Code that builds pages:
— BEGIN —
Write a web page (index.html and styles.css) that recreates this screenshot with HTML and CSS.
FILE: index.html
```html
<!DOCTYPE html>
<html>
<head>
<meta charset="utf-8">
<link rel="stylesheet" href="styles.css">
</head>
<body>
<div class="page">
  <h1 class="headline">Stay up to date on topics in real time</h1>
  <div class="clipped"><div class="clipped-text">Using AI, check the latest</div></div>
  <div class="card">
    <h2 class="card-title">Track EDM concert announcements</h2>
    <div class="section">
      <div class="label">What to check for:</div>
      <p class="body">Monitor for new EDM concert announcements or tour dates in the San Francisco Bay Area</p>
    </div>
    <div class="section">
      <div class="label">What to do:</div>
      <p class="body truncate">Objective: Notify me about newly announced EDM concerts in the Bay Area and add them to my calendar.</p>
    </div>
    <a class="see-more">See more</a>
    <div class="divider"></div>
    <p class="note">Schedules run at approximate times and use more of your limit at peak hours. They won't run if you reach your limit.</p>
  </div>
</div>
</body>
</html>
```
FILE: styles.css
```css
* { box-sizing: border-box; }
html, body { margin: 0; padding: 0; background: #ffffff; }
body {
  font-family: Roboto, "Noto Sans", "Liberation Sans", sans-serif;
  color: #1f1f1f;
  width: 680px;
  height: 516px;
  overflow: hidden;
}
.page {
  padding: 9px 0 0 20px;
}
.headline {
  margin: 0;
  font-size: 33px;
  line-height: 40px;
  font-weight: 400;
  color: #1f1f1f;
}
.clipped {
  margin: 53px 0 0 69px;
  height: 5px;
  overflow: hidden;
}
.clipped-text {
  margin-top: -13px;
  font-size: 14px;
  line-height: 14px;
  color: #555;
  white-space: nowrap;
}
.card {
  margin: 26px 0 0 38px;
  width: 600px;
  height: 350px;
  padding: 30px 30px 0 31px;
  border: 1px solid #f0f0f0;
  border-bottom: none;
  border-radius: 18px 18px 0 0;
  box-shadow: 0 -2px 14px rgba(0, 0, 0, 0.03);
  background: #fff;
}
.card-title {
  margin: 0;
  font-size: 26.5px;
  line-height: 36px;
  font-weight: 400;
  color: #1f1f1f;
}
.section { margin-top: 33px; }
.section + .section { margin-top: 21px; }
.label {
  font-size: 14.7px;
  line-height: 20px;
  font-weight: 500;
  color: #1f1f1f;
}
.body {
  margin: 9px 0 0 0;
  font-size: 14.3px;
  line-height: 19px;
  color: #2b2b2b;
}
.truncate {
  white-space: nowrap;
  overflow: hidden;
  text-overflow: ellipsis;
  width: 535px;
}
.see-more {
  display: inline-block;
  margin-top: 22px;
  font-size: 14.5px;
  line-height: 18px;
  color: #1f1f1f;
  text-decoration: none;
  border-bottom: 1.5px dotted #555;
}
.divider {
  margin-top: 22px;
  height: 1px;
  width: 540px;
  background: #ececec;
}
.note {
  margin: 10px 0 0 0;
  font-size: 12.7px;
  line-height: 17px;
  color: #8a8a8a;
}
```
— END —
— BEGIN —
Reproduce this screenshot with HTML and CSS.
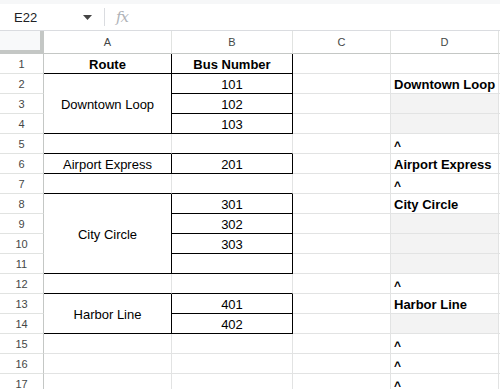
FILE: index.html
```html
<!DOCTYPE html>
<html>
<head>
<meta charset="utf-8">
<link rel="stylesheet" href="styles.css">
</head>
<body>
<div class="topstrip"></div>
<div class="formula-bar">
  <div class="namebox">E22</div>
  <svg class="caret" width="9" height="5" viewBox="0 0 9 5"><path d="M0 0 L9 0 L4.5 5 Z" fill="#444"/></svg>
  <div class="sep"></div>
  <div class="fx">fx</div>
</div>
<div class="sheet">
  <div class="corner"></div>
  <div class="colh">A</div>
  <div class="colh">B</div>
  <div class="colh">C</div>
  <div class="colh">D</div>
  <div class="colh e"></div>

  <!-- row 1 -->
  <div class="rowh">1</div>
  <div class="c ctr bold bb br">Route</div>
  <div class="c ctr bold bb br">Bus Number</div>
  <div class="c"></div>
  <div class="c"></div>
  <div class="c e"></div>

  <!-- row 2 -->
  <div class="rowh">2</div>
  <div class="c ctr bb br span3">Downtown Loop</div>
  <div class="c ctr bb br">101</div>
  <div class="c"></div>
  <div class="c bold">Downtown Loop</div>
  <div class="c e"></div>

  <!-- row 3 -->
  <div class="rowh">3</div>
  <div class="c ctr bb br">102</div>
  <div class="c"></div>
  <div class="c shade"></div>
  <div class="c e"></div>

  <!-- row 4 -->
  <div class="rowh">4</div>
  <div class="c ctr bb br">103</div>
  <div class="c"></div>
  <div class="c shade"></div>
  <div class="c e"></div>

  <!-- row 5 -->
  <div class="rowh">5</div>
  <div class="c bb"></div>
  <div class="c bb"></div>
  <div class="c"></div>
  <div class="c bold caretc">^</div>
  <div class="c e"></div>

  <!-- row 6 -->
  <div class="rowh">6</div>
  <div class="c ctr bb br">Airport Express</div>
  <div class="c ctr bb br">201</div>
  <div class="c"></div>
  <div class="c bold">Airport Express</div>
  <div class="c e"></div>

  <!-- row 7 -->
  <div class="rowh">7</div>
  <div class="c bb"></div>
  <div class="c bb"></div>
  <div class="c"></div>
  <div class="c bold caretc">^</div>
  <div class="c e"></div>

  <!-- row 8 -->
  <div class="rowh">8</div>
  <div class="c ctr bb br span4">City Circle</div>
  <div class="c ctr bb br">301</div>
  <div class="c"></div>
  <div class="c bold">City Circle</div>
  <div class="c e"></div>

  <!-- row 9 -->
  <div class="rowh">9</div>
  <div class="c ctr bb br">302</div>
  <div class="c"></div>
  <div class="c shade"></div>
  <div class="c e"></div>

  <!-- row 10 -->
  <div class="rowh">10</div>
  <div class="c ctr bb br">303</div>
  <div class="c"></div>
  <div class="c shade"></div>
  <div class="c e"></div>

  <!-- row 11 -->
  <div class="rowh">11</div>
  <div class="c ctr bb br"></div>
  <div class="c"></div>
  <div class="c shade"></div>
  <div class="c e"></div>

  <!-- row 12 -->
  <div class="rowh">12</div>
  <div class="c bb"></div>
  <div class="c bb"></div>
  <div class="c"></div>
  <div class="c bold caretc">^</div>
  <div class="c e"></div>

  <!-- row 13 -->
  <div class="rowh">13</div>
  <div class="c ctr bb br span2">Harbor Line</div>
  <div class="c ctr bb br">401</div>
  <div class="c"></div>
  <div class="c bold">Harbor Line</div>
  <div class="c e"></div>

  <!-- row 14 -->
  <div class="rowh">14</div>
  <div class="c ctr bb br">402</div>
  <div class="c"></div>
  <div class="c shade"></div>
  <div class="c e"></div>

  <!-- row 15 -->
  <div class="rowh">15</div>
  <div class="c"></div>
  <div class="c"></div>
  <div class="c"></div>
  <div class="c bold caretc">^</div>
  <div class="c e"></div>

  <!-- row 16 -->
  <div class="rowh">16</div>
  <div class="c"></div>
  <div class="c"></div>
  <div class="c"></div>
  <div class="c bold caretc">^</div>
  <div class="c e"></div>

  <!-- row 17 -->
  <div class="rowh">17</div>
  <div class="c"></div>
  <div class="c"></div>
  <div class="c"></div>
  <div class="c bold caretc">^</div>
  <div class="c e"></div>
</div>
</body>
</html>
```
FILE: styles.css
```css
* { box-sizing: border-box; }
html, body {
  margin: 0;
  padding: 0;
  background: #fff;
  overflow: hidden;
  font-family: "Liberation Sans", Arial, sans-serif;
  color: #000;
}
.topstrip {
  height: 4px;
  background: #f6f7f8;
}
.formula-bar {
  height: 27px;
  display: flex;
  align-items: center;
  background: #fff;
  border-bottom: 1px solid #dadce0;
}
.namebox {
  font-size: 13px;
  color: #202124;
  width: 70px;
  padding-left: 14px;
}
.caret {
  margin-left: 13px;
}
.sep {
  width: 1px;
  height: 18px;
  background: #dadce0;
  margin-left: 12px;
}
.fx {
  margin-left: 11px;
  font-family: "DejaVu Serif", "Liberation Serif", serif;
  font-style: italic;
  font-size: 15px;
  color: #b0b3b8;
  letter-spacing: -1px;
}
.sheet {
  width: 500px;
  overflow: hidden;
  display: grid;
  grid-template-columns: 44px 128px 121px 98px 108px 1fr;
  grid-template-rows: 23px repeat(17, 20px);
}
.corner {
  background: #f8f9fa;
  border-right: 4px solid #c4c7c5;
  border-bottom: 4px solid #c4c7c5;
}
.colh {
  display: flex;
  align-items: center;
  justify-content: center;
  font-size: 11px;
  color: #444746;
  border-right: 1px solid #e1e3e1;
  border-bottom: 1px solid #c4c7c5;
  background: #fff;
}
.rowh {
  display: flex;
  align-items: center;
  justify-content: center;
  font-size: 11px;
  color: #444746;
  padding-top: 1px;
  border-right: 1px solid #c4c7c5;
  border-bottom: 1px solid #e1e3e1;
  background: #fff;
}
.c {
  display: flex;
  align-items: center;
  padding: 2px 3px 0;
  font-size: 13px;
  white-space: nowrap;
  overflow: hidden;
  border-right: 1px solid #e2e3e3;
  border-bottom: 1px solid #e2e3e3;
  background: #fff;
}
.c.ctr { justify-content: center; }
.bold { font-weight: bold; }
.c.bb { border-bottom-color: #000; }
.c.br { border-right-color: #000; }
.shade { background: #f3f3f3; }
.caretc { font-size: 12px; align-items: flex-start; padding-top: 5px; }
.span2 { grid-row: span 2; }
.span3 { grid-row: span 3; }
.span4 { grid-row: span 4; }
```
— END —
— BEGIN —
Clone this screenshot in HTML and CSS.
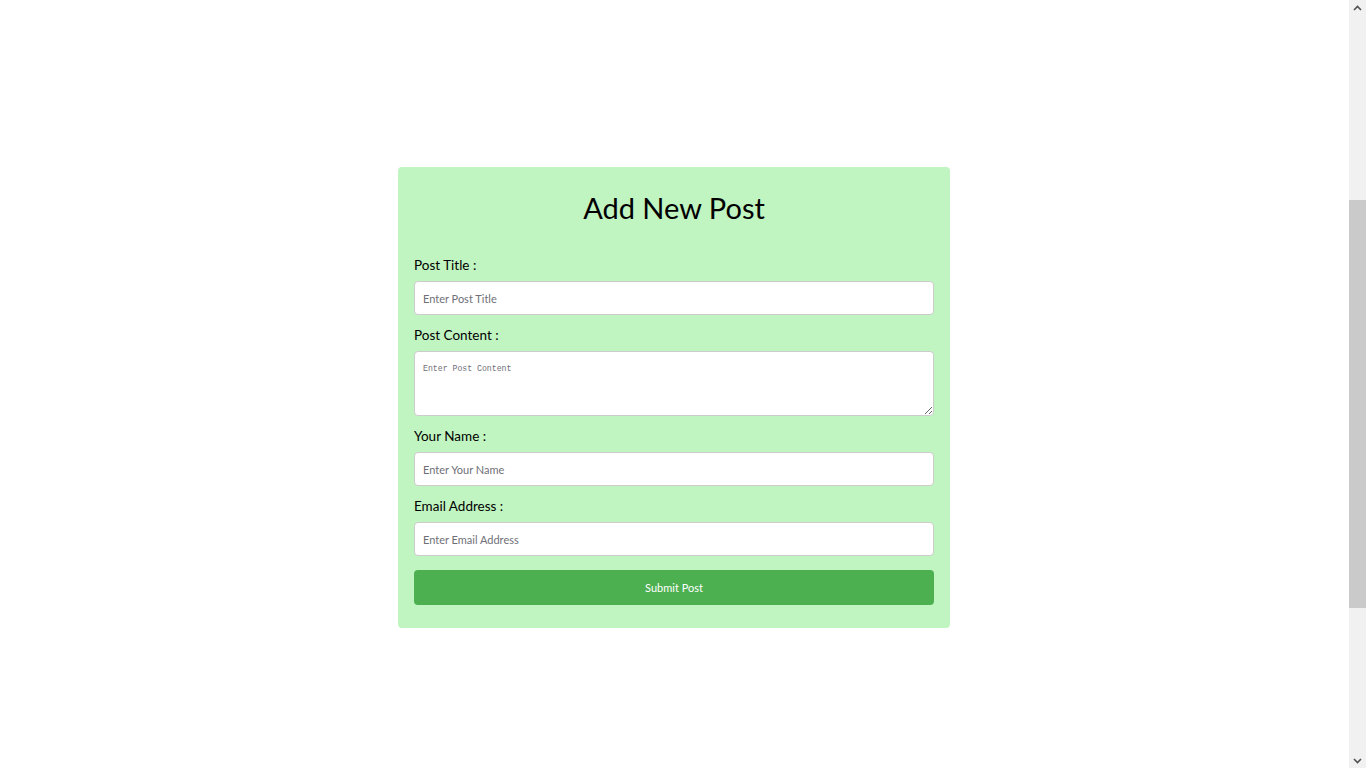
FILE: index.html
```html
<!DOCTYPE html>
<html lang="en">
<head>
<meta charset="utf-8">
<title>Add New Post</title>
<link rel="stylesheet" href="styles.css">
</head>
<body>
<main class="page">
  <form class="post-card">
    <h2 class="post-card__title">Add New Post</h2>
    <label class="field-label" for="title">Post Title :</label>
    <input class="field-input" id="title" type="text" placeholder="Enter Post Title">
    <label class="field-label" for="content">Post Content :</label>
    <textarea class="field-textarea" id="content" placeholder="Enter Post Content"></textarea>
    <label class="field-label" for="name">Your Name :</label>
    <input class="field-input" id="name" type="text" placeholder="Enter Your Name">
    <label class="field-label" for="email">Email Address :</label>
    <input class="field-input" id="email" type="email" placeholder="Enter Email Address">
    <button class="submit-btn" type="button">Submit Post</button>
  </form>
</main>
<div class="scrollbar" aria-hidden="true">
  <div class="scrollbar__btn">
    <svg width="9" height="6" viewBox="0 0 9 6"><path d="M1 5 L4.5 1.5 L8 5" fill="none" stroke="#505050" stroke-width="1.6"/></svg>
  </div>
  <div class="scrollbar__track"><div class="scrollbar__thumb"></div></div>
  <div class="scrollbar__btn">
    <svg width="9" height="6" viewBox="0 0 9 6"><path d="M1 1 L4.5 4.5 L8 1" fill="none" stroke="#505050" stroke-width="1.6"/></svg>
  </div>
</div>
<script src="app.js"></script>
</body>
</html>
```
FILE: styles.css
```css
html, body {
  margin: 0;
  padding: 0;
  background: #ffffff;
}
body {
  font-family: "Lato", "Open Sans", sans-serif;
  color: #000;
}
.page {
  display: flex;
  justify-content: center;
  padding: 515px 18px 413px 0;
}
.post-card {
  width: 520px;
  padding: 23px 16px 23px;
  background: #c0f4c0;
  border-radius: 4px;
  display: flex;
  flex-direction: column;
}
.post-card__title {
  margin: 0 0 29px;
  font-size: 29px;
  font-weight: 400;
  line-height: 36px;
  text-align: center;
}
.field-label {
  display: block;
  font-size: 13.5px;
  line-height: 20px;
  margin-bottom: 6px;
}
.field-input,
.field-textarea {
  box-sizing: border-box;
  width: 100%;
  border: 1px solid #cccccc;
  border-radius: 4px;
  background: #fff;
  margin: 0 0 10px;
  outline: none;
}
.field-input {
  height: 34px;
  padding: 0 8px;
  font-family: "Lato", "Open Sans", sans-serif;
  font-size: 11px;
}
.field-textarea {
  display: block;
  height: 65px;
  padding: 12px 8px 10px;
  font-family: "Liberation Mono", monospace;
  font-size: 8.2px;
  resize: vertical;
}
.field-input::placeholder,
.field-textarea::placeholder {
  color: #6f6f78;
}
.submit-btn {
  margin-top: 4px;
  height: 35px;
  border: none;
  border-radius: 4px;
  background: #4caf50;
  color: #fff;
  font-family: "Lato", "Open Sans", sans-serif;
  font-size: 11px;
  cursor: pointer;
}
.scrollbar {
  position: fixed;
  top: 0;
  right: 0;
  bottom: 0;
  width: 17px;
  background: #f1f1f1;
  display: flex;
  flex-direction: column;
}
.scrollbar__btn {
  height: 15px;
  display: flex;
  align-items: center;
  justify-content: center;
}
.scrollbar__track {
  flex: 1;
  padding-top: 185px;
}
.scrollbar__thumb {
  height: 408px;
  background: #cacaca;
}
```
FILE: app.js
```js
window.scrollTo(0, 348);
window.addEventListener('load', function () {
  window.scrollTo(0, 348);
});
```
— END —
• [What is expected] Write out every line of the preceding listing that contains "screenshot".

• [Output]
Write a web page (index.html and styles.css) that recreates this screenshot with HTML and CSS.
Reproduce this screenshot with HTML and CSS.
Clone this screenshot in HTML and CSS.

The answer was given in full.